> _YOUR INSTRUCTIONS_: Reproduce all the lines exactly as they stand, apart from the pictures.

--- BEGIN SUPPLIED MATERIAL ---

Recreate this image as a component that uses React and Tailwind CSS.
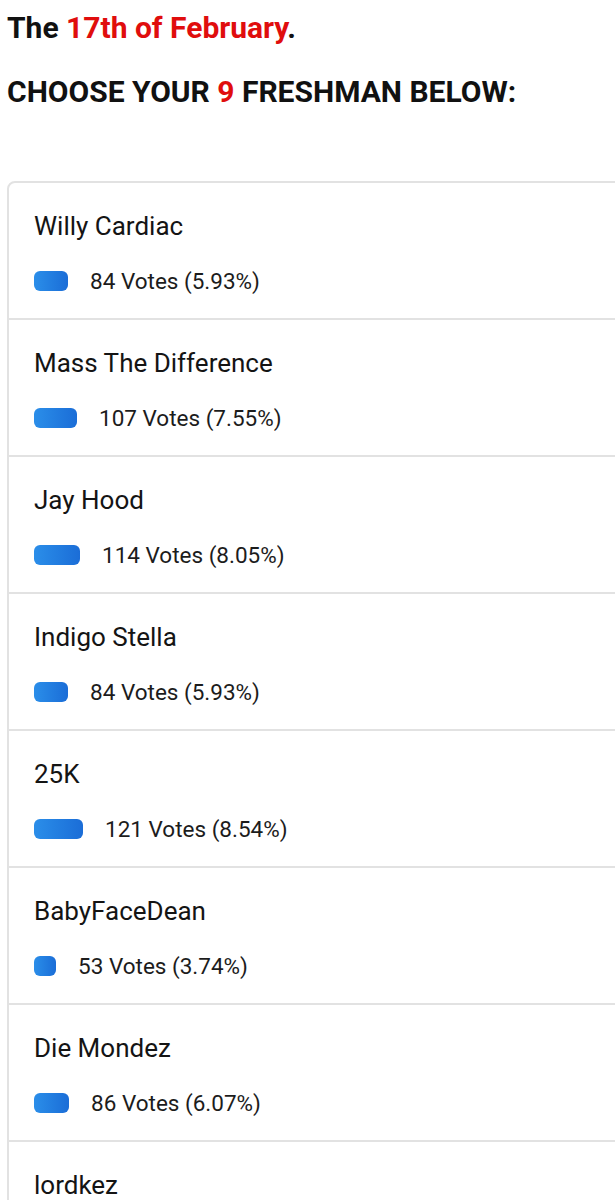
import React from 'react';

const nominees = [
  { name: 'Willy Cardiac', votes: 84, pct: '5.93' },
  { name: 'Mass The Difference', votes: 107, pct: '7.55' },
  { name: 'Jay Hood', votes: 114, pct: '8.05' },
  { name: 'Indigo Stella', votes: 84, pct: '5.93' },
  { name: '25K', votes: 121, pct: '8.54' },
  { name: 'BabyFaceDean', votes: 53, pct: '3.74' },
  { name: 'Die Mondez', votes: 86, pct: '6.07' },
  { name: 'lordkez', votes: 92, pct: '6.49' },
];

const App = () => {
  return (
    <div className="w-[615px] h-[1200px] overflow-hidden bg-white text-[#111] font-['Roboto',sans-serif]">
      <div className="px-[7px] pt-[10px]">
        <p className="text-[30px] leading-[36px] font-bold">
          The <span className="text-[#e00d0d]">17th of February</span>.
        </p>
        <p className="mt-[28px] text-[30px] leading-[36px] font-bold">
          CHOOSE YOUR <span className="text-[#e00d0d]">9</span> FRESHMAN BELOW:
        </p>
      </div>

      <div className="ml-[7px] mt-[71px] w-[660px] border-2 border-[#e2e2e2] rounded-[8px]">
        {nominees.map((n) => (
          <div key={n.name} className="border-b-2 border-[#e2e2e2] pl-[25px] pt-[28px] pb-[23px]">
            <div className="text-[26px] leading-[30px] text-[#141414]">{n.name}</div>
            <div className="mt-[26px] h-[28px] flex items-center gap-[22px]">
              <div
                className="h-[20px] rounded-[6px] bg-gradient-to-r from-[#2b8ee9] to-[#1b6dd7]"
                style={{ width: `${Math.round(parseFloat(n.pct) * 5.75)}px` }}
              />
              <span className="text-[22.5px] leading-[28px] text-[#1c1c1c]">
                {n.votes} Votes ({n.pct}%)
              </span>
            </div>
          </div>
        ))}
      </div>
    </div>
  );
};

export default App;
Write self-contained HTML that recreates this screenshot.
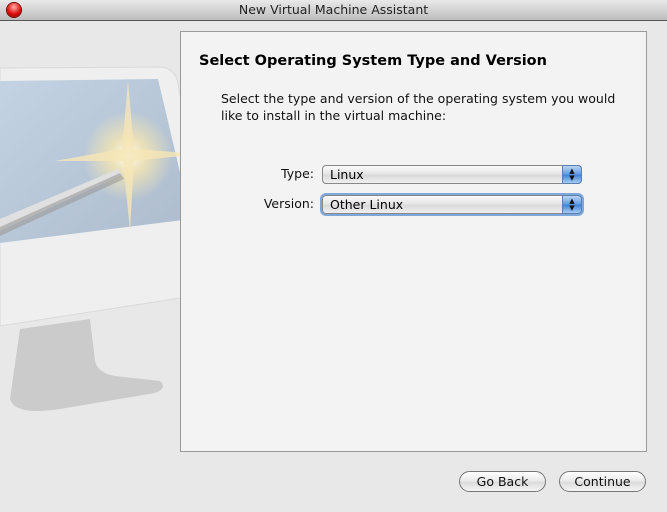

--- END SUPPLIED MATERIAL ---

> _FINISHED TASK_:
Recreate this image as a component that uses React and Tailwind CSS.
import React from 'react';

const nominees = [
  { name: 'Willy Cardiac', votes: 84, pct: '5.93' },
  { name: 'Mass The Difference', votes: 107, pct: '7.55' },
  { name: 'Jay Hood', votes: 114, pct: '8.05' },
  { name: 'Indigo Stella', votes: 84, pct: '5.93' },
  { name: '25K', votes: 121, pct: '8.54' },
  { name: 'BabyFaceDean', votes: 53, pct: '3.74' },
  { name: 'Die Mondez', votes: 86, pct: '6.07' },
  { name: 'lordkez', votes: 92, pct: '6.49' },
];

const App = () => {
  return (
    <div className="w-[615px] h-[1200px] overflow-hidden bg-white text-[#111] font-['Roboto',sans-serif]">
      <div className="px-[7px] pt-[10px]">
        <p className="text-[30px] leading-[36px] font-bold">
          The <span className="text-[#e00d0d]">17th of February</span>.
        </p>
        <p className="mt-[28px] text-[30px] leading-[36px] font-bold">
          CHOOSE YOUR <span className="text-[#e00d0d]">9</span> FRESHMAN BELOW:
        </p>
      </div>

      <div className="ml-[7px] mt-[71px] w-[660px] border-2 border-[#e2e2e2] rounded-[8px]">
        {nominees.map((n) => (
          <div key={n.name} className="border-b-2 border-[#e2e2e2] pl-[25px] pt-[28px] pb-[23px]">
            <div className="text-[26px] leading-[30px] text-[#141414]">{n.name}</div>
            <div className="mt-[26px] h-[28px] flex items-center gap-[22px]">
              <div
                className="h-[20px] rounded-[6px] bg-gradient-to-r from-[#2b8ee9] to-[#1b6dd7]"
                style={{ width: `${Math.round(parseFloat(n.pct) * 5.75)}px` }}
              />
              <span className="text-[22.5px] leading-[28px] text-[#1c1c1c]">
                {n.votes} Votes ({n.pct}%)
              </span>
            </div>
          </div>
        ))}
      </div>
    </div>
  );
};

export default App;
Write self-contained HTML that recreates this screenshot.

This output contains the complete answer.